Start of Recorded data

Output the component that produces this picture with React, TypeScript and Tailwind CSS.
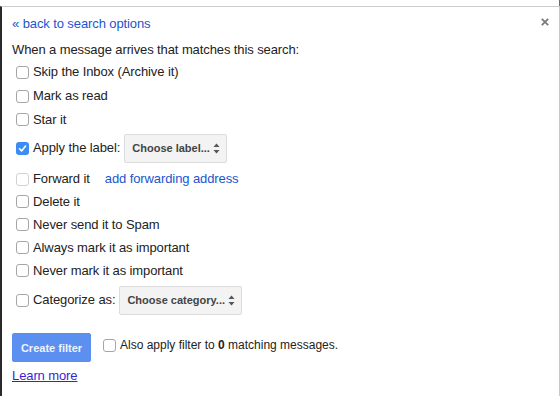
import React from "react";

function Box({ checked = false, disabled = false }: { checked?: boolean; disabled?: boolean }) {
  if (checked) {
    return (
      <span className="flex h-[13px] w-[13px] shrink-0 items-center justify-center rounded-[3px] bg-[#3c8cf3]">
        <svg width="9" height="9" viewBox="0 0 9 9">
          <path d="M1.5 4.8 L3.6 6.9 L7.6 2" fill="none" stroke="#fff" strokeWidth="1.6" strokeLinecap="round" strokeLinejoin="round" />
        </svg>
      </span>
    );
  }
  return (
    <span
      className={
        "block h-[13px] w-[13px] shrink-0 rounded-[3px] border bg-white " +
        (disabled ? "border-[#d2d2d2]" : "border-[#a6a6a6]")
      }
    />
  );
}

function Row({ label, h, checked, disabled, children }: { label: string; h: string; checked?: boolean; disabled?: boolean; children?: React.ReactNode }) {
  return (
    <div className={"flex items-center pl-[4px] " + h}>
      <Box checked={checked} disabled={disabled} />
      <span className="ml-[4px] whitespace-nowrap">{label}</span>
      {children}
    </div>
  );
}

function Arrows() {
  return (
    <svg width="7" height="11" viewBox="0 0 7 11" className="ml-auto">
      <path d="M3.5 0.5 L6.5 4 L0.5 4 Z" fill="#555" />
      <path d="M3.5 10.5 L6.5 7 L0.5 7 Z" fill="#555" />
    </svg>
  );
}

function Select({ text, w }: { text: string; w: string }) {
  return (
    <div className={"flex h-[29px] items-center rounded-[2px] border border-[#dcdcdc] bg-[#f3f3f3] pl-[7px] pr-[6px] text-[11px] font-bold tracking-normal text-[#444] " + w}>
      <span className="whitespace-nowrap">{text}</span>
      <Arrows />
    </div>
  );
}

export default function App() {
  return (
    <div
      className="relative h-[396px] w-[560px] overflow-hidden bg-white text-[13px] leading-[16px] tracking-[-0.1px] text-[#222]"
      style={{ fontFamily: '"Liberation Sans", Arial, sans-serif' }}
    >
      <div className="flex h-[6px] justify-end">
        <div className="h-[6px] w-[1px] bg-[#3b6fd8]" />
      </div>
      <div className="relative h-[390px] border-l-2 border-r border-t border-l-[#2a2a2a] border-r-[#c8c8c8] border-t-[#cccccc] pl-[10px]">
        <div className="flex items-start justify-between pt-[9px]">
          <a className="cursor-pointer text-[#1a55d0]">« back to search options</a>
          <svg width="8" height="8" viewBox="0 0 8 8" className="mr-[10px] mt-[2px]">
            <path d="M0.8 0.8 L7.2 7.2 M7.2 0.8 L0.8 7.2" stroke="#7a7a7a" strokeWidth="1.8" />
          </svg>
        </div>
        <div className="mt-[10px]">When a message arrives that matches this search:</div>
        <div className="mt-[2px]">
          <Row label="Skip the Inbox (Archive it)" h="h-[24px]" />
          <Row label="Mark as read" h="h-[24px]" />
          <Row label="Star it" h="h-[23px]" />
          <Row label="Apply the label:" h="h-[34px]" checked>
            <div className="ml-[4px]">
              <Select text="Choose label..." w="w-[103px]" />
            </div>
          </Row>
          <Row label="Forward it" h="h-[25px] pt-[3px]" disabled>
            <a className="ml-[15px] cursor-pointer whitespace-nowrap text-[#1a55d0]">add forwarding address</a>
          </Row>
          <Row label="Delete it" h="h-[23px]" />
          <Row label="Never send it to Spam" h="h-[23px]" />
          <Row label="Always mark it as important" h="h-[23px]" />
          <Row label="Never mark it as important" h="h-[23px]" />
          <Row label="Categorize as:" h="h-[36px]">
            <div className="ml-[4px]">
              <Select text="Choose category..." w="w-[123px]" />
            </div>
          </Row>
        </div>
        <div className="mt-[15px] flex items-start">
          <button className="flex h-[29px] w-[79px] items-center justify-center rounded-[2px] border border-[#5a8ff0] bg-[#5b90f1] text-[11px] font-bold tracking-normal text-[#eef3fe]">
            Create filter
          </button>
          <div className="ml-[12px] mt-[4px] flex items-center text-[12px] tracking-normal">
            <Box />
            <span className="ml-[4px] whitespace-nowrap">
              Also apply filter to <b>0</b> matching messages.
            </span>
          </div>
        </div>
        <div className="mt-[6px]">
          <a className="cursor-pointer text-[#3a1fd4] underline">Learn more</a>
        </div>
      </div>
    </div>
  );
}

End of Recorded data

Copy out each line exactly, without the pictures.

Output the component that produces this picture with React, TypeScript and Tailwind CSS.
import React from "react";

function Box({ checked = false, disabled = false }: { checked?: boolean; disabled?: boolean }) {
  if (checked) {
    return (
      <span className="flex h-[13px] w-[13px] shrink-0 items-center justify-center rounded-[3px] bg-[#3c8cf3]">
        <svg width="9" height="9" viewBox="0 0 9 9">
          <path d="M1.5 4.8 L3.6 6.9 L7.6 2" fill="none" stroke="#fff" strokeWidth="1.6" strokeLinecap="round" strokeLinejoin="round" />
        </svg>
      </span>
    );
  }
  return (
    <span
      className={
        "block h-[13px] w-[13px] shrink-0 rounded-[3px] border bg-white " +
        (disabled ? "border-[#d2d2d2]" : "border-[#a6a6a6]")
      }
    />
  );
}

function Row({ label, h, checked, disabled, children }: { label: string; h: string; checked?: boolean; disabled?: boolean; children?: React.ReactNode }) {
  return (
    <div className={"flex items-center pl-[4px] " + h}>
      <Box checked={checked} disabled={disabled} />
      <span className="ml-[4px] whitespace-nowrap">{label}</span>
      {children}
    </div>
  );
}

function Arrows() {
  return (
    <svg width="7" height="11" viewBox="0 0 7 11" className="ml-auto">
      <path d="M3.5 0.5 L6.5 4 L0.5 4 Z" fill="#555" />
      <path d="M3.5 10.5 L6.5 7 L0.5 7 Z" fill="#555" />
    </svg>
  );
}

function Select({ text, w }: { text: string; w: string }) {
  return (
    <div className={"flex h-[29px] items-center rounded-[2px] border border-[#dcdcdc] bg-[#f3f3f3] pl-[7px] pr-[6px] text-[11px] font-bold tracking-normal text-[#444] " + w}>
      <span className="whitespace-nowrap">{text}</span>
      <Arrows />
    </div>
  );
}

export default function App() {
  return (
    <div
      className="relative h-[396px] w-[560px] overflow-hidden bg-white text-[13px] leading-[16px] tracking-[-0.1px] text-[#222]"
      style={{ fontFamily: '"Liberation Sans", Arial, sans-serif' }}
    >
      <div className="flex h-[6px] justify-end">
        <div className="h-[6px] w-[1px] bg-[#3b6fd8]" />
      </div>
      <div className="relative h-[390px] border-l-2 border-r border-t border-l-[#2a2a2a] border-r-[#c8c8c8] border-t-[#cccccc] pl-[10px]">
        <div className="flex items-start justify-between pt-[9px]">
          <a className="cursor-pointer text-[#1a55d0]">« back to search options</a>
          <svg width="8" height="8" viewBox="0 0 8 8" className="mr-[10px] mt-[2px]">
            <path d="M0.8 0.8 L7.2 7.2 M7.2 0.8 L0.8 7.2" stroke="#7a7a7a" strokeWidth="1.8" />
          </svg>
        </div>
        <div className="mt-[10px]">When a message arrives that matches this search:</div>
        <div className="mt-[2px]">
          <Row label="Skip the Inbox (Archive it)" h="h-[24px]" />
          <Row label="Mark as read" h="h-[24px]" />
          <Row label="Star it" h="h-[23px]" />
          <Row label="Apply the label:" h="h-[34px]" checked>
            <div className="ml-[4px]">
              <Select text="Choose label..." w="w-[103px]" />
            </div>
          </Row>
          <Row label="Forward it" h="h-[25px] pt-[3px]" disabled>
            <a className="ml-[15px] cursor-pointer whitespace-nowrap text-[#1a55d0]">add forwarding address</a>
          </Row>
          <Row label="Delete it" h="h-[23px]" />
          <Row label="Never send it to Spam" h="h-[23px]" />
          <Row label="Always mark it as important" h="h-[23px]" />
          <Row label="Never mark it as important" h="h-[23px]" />
          <Row label="Categorize as:" h="h-[36px]">
            <div className="ml-[4px]">
              <Select text="Choose category..." w="w-[123px]" />
            </div>
          </Row>
        </div>
        <div className="mt-[15px] flex items-start">
          <button className="flex h-[29px] w-[79px] items-center justify-center rounded-[2px] border border-[#5a8ff0] bg-[#5b90f1] text-[11px] font-bold tracking-normal text-[#eef3fe]">
            Create filter
          </button>
          <div className="ml-[12px] mt-[4px] flex items-center text-[12px] tracking-normal">
            <Box />
            <span className="ml-[4px] whitespace-nowrap">
              Also apply filter to <b>0</b> matching messages.
            </span>
          </div>
        </div>
        <div className="mt-[6px]">
          <a className="cursor-pointer text-[#3a1fd4] underline">Learn more</a>
        </div>
      </div>
    </div>
  );
}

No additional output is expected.